[Front-end source files]:

--- START ---

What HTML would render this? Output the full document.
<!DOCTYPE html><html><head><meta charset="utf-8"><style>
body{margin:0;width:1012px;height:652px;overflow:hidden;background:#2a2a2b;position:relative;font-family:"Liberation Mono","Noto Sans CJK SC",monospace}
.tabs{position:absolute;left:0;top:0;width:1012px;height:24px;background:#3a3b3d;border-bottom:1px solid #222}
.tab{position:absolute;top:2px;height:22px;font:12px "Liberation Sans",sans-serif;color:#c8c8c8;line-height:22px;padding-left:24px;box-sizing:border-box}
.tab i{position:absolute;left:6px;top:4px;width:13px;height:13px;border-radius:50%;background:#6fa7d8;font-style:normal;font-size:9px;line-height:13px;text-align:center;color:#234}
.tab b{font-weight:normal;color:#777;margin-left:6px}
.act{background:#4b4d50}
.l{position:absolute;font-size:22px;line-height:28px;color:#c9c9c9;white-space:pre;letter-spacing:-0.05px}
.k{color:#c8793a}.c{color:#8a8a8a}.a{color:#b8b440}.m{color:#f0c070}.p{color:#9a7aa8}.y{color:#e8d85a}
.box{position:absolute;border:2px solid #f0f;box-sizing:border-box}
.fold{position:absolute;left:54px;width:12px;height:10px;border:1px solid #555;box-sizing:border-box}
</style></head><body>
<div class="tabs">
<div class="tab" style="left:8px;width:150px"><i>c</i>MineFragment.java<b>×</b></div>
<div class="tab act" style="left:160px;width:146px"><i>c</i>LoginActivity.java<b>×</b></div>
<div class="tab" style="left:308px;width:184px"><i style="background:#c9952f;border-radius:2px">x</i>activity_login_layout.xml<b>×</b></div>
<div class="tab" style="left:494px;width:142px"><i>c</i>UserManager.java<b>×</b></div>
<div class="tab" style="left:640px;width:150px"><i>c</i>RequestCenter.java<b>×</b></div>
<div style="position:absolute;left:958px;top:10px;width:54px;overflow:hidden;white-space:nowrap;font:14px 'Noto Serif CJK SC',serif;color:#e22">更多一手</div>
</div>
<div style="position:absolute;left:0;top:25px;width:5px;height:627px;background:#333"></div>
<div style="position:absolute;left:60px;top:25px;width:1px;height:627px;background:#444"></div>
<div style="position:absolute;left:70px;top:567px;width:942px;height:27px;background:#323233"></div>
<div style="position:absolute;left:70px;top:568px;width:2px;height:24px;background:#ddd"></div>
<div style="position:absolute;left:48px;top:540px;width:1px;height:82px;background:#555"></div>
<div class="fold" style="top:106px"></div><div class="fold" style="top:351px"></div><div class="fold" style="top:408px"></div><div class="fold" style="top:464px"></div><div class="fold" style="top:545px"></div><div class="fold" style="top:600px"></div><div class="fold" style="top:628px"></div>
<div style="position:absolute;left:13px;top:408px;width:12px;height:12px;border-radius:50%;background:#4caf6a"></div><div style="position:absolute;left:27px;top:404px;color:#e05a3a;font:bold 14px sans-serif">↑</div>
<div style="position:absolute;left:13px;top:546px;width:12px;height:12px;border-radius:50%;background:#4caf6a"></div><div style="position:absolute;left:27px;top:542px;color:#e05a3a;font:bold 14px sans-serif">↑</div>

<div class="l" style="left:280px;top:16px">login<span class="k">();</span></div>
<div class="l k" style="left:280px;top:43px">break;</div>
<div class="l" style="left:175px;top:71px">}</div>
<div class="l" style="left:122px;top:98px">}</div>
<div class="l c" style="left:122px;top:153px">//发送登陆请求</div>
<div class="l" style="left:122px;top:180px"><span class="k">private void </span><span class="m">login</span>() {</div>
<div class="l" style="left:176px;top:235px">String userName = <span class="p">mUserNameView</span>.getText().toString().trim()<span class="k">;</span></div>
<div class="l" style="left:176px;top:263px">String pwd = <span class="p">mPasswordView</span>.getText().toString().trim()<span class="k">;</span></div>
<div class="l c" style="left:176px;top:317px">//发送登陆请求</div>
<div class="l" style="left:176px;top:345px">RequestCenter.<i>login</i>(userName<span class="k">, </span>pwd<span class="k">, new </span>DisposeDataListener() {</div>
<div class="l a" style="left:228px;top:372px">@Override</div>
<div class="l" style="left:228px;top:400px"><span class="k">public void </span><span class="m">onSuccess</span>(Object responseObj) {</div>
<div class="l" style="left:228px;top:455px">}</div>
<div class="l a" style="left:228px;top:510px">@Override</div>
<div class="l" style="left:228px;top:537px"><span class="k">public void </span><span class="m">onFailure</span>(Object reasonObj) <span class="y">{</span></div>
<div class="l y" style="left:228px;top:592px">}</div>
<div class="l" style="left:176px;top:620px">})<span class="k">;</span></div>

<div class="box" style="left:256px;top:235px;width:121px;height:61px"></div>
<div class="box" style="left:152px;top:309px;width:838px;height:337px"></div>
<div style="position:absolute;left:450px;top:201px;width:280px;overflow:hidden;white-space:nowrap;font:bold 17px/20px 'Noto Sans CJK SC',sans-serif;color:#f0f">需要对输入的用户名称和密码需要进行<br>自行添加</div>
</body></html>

--- END ---
--- START ---

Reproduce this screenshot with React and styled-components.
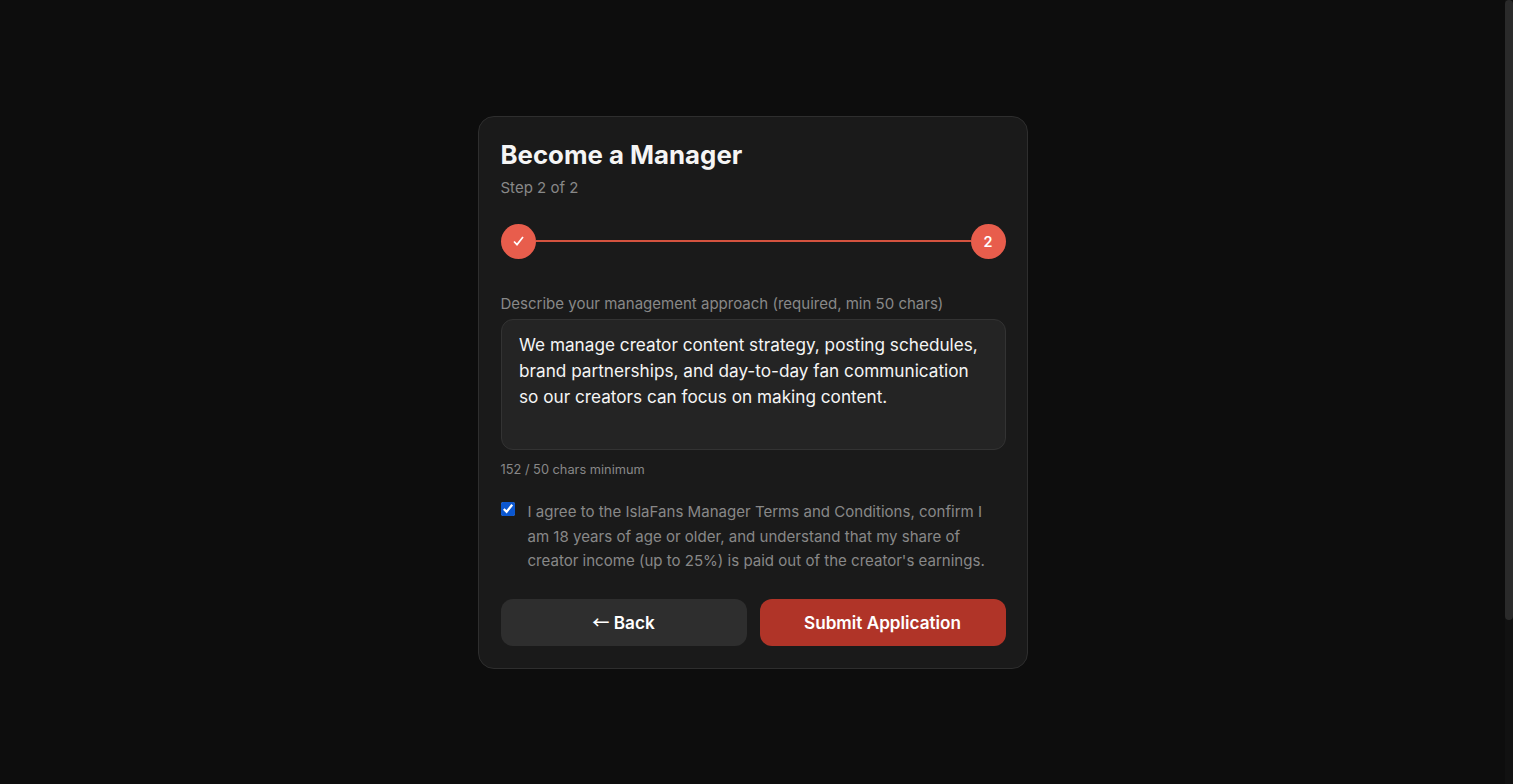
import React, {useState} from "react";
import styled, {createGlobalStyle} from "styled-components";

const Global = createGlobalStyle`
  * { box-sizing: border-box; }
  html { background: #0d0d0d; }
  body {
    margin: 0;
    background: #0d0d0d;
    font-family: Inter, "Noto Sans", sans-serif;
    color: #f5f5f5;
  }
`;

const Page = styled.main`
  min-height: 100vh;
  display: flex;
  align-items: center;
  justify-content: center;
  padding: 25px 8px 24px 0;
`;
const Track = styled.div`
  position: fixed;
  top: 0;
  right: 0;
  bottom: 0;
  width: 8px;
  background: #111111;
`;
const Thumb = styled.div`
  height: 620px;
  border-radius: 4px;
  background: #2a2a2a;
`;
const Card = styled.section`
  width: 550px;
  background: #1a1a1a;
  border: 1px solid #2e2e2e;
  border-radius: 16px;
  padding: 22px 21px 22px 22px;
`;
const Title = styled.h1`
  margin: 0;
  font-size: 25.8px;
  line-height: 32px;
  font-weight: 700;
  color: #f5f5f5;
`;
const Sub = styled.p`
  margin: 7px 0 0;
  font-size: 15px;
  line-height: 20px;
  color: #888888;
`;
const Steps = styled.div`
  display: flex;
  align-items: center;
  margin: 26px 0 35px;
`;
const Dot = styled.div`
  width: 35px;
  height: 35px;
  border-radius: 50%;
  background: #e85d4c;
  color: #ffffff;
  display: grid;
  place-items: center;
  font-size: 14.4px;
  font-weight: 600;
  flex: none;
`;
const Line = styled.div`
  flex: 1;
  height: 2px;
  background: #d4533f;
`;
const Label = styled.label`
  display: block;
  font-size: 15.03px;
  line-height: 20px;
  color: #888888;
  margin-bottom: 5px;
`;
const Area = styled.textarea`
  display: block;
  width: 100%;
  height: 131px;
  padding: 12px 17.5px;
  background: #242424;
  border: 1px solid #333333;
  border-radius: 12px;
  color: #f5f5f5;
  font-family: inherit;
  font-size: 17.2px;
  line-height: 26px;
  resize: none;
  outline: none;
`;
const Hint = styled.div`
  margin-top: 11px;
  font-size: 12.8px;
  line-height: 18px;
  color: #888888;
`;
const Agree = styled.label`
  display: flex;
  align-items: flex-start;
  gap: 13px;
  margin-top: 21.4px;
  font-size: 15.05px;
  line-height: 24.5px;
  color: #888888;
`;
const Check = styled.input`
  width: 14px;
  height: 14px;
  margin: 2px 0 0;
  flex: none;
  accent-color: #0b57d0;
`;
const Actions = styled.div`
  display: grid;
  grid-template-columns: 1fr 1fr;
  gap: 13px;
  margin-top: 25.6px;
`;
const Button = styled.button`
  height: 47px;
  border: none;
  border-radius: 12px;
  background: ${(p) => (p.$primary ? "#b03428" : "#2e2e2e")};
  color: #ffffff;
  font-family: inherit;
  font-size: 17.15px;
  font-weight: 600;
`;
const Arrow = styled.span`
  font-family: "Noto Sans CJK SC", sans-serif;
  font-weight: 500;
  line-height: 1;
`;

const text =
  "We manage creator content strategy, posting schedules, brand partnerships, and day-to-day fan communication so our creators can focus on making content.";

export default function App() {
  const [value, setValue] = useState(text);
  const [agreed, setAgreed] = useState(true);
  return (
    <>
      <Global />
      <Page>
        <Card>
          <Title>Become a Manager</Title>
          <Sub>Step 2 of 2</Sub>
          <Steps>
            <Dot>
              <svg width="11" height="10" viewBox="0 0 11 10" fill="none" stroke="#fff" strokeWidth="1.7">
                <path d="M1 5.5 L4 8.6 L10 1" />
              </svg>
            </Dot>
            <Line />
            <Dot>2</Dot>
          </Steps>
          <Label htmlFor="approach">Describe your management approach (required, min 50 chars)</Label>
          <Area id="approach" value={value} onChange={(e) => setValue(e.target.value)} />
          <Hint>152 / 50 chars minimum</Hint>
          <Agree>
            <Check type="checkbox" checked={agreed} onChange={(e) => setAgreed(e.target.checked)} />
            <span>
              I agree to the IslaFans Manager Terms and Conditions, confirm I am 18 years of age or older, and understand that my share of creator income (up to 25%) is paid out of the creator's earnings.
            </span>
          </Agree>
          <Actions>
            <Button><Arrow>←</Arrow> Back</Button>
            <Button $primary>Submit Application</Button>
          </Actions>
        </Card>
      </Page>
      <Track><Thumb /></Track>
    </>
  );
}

--- END ---

[Task details]:
Which lines in the records above contain the string "React"? Copy each one.

[Expected output]:
Reproduce this screenshot with React and styled-components.
import React, {useState} from "react";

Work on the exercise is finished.